## Begin GIVEN INFORMATION

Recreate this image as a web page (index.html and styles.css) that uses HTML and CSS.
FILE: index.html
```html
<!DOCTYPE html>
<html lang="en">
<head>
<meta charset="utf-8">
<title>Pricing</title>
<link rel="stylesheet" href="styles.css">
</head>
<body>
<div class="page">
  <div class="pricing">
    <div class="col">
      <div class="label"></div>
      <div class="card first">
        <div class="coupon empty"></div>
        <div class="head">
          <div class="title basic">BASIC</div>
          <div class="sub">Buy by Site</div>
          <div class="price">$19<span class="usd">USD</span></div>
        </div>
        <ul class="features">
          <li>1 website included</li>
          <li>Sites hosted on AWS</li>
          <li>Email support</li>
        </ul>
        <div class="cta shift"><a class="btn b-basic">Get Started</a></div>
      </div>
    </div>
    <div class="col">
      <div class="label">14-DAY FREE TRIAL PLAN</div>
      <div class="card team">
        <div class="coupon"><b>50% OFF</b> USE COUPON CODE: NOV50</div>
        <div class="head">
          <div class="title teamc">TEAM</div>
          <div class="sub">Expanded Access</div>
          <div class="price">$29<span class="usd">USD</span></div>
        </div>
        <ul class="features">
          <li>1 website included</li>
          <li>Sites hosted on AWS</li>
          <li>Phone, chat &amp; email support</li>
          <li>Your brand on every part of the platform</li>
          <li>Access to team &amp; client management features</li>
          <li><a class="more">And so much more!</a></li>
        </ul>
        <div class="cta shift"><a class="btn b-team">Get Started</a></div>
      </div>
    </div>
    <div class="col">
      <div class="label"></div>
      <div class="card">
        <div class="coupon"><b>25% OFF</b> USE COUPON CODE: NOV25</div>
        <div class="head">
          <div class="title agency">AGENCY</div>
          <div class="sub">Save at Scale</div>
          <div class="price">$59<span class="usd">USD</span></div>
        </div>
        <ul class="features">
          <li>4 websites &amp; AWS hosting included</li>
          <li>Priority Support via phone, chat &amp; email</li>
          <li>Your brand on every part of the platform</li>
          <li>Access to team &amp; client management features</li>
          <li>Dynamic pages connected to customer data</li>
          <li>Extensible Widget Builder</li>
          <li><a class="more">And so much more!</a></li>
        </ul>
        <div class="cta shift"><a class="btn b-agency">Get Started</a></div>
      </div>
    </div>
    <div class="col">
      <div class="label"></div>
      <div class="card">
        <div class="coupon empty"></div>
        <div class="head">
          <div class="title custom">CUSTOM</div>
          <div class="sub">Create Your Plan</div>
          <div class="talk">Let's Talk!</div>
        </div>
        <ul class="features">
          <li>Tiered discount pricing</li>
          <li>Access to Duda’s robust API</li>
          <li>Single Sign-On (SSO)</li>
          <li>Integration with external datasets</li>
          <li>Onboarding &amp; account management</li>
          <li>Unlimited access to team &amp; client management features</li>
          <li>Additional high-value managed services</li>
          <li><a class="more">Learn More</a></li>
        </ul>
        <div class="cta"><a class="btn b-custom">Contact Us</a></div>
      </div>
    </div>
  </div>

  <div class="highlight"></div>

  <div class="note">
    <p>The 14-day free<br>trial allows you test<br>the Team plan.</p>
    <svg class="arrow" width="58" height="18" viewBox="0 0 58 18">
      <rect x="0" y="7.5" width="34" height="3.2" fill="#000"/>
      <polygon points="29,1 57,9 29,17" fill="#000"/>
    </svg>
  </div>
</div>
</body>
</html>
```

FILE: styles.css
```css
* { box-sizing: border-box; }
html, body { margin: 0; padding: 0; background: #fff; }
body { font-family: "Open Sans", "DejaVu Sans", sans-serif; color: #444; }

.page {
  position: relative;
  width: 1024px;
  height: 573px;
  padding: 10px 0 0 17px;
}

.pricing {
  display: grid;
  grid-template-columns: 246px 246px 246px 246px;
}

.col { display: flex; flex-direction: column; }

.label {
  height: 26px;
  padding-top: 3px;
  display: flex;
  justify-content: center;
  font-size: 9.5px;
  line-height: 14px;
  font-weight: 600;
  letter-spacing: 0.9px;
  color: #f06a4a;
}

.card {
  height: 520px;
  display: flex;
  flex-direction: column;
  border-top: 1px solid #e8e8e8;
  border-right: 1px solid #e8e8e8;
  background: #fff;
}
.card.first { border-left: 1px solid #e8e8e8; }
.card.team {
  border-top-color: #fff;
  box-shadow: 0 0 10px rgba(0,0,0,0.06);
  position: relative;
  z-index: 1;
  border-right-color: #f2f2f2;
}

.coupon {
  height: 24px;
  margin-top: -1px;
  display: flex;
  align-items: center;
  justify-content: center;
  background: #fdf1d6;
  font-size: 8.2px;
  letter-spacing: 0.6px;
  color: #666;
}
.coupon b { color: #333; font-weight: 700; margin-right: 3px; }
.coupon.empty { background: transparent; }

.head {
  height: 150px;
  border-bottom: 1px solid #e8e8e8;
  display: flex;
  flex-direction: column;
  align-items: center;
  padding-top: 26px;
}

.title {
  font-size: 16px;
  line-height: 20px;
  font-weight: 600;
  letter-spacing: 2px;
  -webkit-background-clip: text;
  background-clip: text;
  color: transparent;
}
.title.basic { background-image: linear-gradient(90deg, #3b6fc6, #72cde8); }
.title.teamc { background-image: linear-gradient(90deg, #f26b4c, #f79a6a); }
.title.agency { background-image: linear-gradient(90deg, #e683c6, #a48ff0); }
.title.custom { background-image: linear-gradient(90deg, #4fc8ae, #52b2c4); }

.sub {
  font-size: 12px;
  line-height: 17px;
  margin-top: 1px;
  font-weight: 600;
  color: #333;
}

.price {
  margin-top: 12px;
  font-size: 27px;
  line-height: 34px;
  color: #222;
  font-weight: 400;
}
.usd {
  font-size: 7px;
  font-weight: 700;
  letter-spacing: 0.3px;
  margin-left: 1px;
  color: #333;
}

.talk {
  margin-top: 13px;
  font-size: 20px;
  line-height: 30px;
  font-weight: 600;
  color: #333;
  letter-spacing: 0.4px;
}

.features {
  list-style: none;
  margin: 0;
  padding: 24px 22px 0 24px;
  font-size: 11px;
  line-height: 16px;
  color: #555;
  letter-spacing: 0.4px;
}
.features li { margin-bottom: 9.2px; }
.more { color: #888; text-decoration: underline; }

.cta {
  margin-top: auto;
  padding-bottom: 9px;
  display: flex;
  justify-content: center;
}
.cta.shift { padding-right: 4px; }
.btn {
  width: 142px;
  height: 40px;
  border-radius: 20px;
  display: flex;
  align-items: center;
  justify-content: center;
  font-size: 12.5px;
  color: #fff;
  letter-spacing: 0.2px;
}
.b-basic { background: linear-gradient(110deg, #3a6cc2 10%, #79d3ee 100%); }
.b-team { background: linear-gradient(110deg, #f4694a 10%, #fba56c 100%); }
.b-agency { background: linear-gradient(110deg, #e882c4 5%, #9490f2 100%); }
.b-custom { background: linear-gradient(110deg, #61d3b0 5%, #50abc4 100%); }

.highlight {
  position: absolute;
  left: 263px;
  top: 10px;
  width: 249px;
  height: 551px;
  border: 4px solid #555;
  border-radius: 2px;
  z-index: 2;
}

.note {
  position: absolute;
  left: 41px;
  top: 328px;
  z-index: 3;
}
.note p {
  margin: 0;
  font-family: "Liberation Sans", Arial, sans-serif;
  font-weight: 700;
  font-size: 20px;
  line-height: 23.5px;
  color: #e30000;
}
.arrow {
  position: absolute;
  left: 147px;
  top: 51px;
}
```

## End GIVEN INFORMATION
## Begin GIVEN INFORMATION

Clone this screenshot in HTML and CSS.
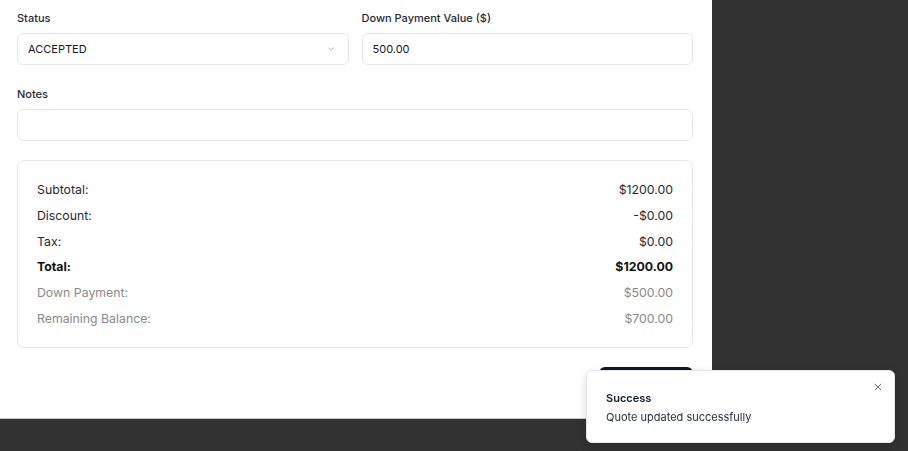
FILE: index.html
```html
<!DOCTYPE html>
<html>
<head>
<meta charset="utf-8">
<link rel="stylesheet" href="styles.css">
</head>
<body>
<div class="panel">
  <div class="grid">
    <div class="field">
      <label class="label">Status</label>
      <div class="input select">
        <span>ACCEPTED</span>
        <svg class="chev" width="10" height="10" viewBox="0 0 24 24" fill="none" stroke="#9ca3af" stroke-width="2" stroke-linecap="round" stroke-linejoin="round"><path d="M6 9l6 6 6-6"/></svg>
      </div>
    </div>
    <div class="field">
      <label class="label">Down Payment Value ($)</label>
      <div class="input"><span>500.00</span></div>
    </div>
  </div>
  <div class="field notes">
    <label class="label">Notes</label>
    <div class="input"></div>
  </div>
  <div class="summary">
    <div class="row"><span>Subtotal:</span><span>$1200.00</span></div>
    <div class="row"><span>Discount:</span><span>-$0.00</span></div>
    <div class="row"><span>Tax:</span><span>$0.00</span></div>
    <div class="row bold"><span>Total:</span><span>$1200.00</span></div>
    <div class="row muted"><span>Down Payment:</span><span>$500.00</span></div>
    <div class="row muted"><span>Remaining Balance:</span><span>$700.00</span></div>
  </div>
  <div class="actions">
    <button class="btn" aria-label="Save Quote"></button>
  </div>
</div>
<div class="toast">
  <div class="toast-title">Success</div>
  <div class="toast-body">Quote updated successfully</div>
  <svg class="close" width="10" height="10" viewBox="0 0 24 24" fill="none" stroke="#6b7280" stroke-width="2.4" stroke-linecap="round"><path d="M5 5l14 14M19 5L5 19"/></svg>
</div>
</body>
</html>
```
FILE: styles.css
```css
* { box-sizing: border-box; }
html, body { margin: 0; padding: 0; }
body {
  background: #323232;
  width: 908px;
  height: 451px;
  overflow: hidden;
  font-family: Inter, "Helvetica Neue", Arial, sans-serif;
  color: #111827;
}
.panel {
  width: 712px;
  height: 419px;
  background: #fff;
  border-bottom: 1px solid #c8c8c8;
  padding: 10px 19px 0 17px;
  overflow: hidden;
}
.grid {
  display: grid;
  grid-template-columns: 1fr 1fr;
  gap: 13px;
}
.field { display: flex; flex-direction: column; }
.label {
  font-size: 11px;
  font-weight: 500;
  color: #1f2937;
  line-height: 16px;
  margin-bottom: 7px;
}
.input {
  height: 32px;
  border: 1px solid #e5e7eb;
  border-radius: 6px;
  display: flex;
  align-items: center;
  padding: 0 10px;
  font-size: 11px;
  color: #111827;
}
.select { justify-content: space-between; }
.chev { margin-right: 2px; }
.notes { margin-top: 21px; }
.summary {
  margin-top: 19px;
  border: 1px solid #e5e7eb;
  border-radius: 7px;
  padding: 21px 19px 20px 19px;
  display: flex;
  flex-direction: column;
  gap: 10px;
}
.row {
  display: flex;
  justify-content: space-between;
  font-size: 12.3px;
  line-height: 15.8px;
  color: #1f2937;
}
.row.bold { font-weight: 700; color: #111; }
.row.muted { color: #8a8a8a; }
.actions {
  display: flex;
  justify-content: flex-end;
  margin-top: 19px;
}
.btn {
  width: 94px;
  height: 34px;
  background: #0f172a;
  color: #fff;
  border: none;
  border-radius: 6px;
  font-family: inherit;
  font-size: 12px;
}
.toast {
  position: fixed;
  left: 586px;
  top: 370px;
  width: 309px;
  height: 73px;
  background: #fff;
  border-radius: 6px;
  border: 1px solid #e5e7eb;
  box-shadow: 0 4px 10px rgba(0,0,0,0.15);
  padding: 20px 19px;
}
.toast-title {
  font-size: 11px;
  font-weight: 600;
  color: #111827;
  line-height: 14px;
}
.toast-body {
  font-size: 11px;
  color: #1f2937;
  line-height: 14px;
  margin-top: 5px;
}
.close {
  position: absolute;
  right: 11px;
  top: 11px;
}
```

## End GIVEN INFORMATION

■ **TO BE DONE**: Using the material above, copy every line in which the string "index" occurs.

■ **RESULT FOR THIS EXERCISE**:
Recreate this image as a web page (index.html and styles.css) that uses HTML and CSS.
FILE: index.html
  z-index: 1;
  z-index: 2;
  z-index: 3;
FILE: index.html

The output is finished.